Before last Sunday, I had attended other services where open communion was practiced, but I never did participate. It was easy enough to decline the offer--I would just sit in my seat and not get up during that portion of the service. But when you and everyone else is are standing in a circle around the table, that option just isn't so easily available. My reasons for having declined in the past were complicated. I grew up in a denomination that saw communion as a shared act by baptized, believing Christians. As an adult far removed from that time in my life, a part of me still looks at Christian church services from the perspective of an outsider looking in; and I just feel, given that my views are outside the mainstream and probably different from those held by most of the people who are in the pews with me, that somehow it isn't right for me to partake of communion. If I partake, I wonder, am I dishonestly affirming somehow that I believe certain things about Jesus? Is is a symbolic equivalent to reciting the Nicene creed? Am I betraying my own beliefs and pretending to be something I am not?

And since I don't have the same beliefs about Jesus that orthodox Christians have, to me communion is like a test you have to pass--a belief test, or a membership test--that I knew I would not pass. For those churches that professed open communion--the ones that tell me it's okay, that it doesn't matter what my beliefs are--in the back of my mind I nevertheless felt like it was somehow presumptuous of me to assume that I belonged in that ritual of communion when I don't see God or Jesus in the same way that they do.

Some of the theology that surrounds communion doesn't really work for me, either--all that talk about the body and blood of Christ. Even for churches that reject out of hand the Catholic doctrine of transubstantiation, there is still usually some mention of Christ's body and blood. When the focus of the communion is on this kind of theology about Jesus, it doesn't resonate with me; when, on the other hand, it is instead offered simply as an expression of radical inclusiveness and community for all seekers who attend, that's another story.

From an anthropological perspective, one can argue that food sharing at meal time is one of the most essential elements of the human social experience; food sharing is one of the things that separates humans from our ape cousins.

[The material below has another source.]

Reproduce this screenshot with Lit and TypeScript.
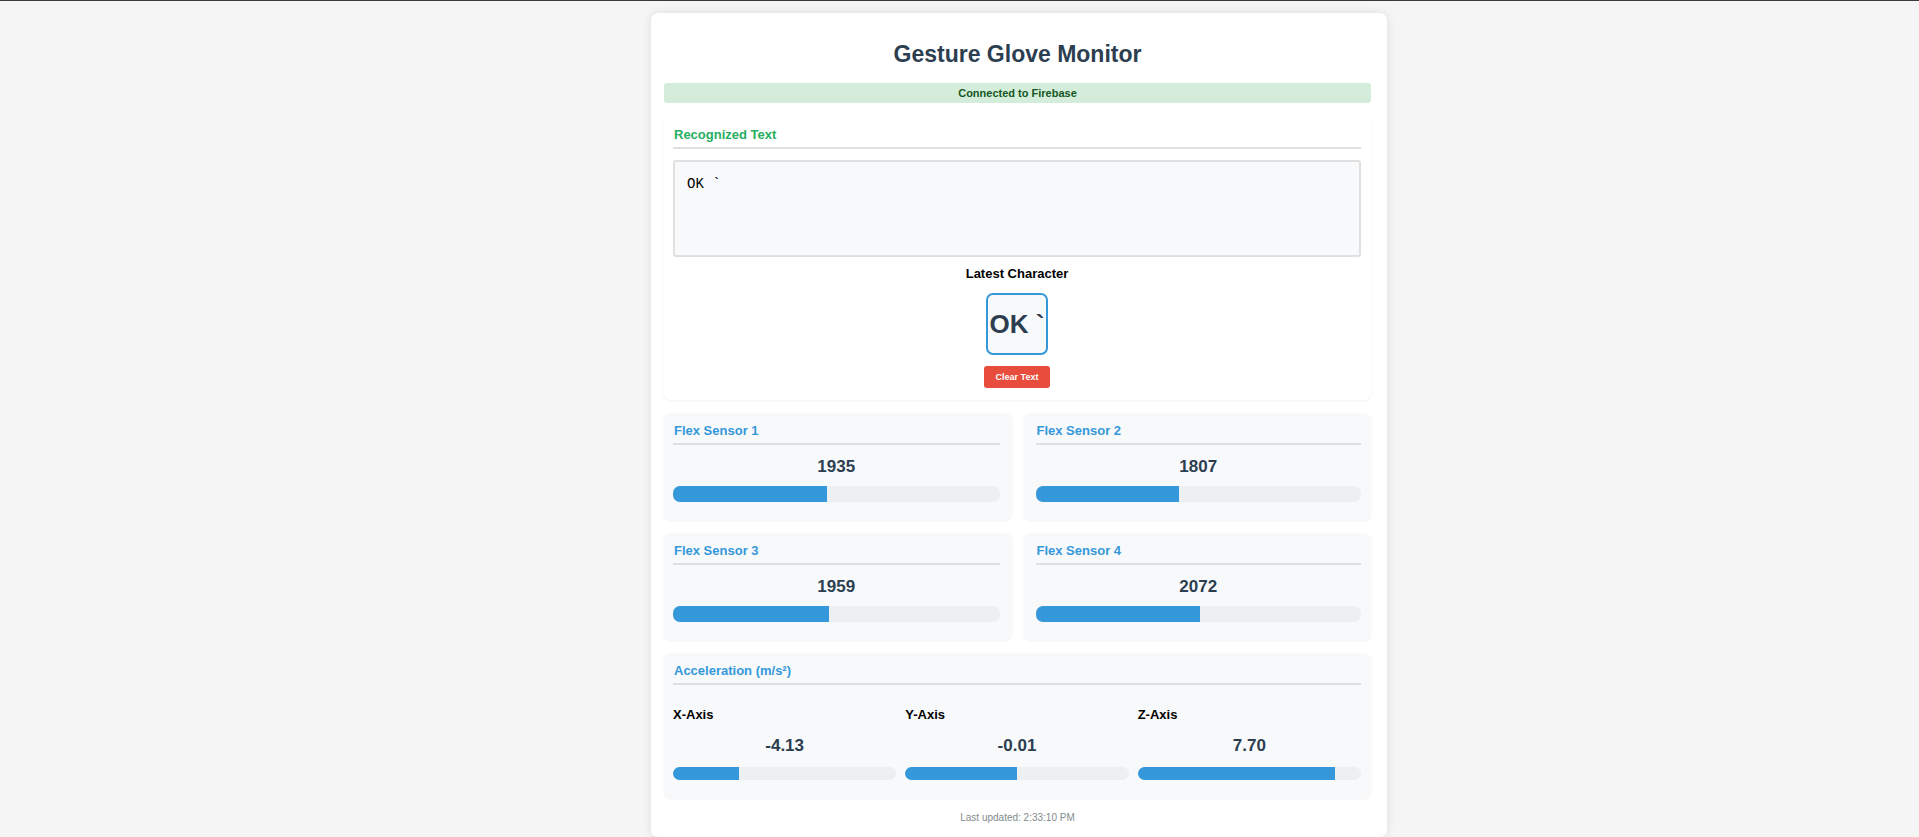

Humans in pre-agricultural times were hunters and gatherers; they went out, got food, and then brought it back to the wider community for sharing and eating. So building a ritual around the celebration of a common meal does have the potential of great symbolism--if it is done to promote inclusion rather than exclusion--because it hearkens back to the very essence of what it means to be human.

As an adult, for many years I attended worship at two denominations (Quaker and Unitarian Universalist) that didn't practice communion at all. And I kind of liked that. Because I saw communion as an unnecessary ritual, built around a Christological symbolism that I did not accept and integrated into a theology of exclusivism, I was happy to see the entire practice jettisoned from my worship experience. So to attend progressive Christian denominations that practice communion, as I have done recently, becomes during the communion portion a kind of entrance into a eerily uncomfortable world where I don't quite feel like I fit in. I have felt fortunate that the church I have attended the most often only practices communion once a month. And I have always felt relieved that there is no communion whatosever at the Taize services that I attend on Wednesday nights.

Last Sunday, when I felt compelled to participate in the act, my initial reaction was that I was betraying myself by participating. My long streak of many years of avoiding the communion was coming to an end, and at a church that I was only just visiting. It was like losing my virginity casually, and I had been hoping that if I ever did lose my communion virginity, I would save myself for--well, I wasn't sure what, but it would be in the context of some kind of commitment to something I could be deeply involved with. When I felt the wine go down my throat, it warmed my throat and felt pleasant. My aversion to communion hasn't really changed as a result of that experience, but I also know this: it wasn't the end of the world after all.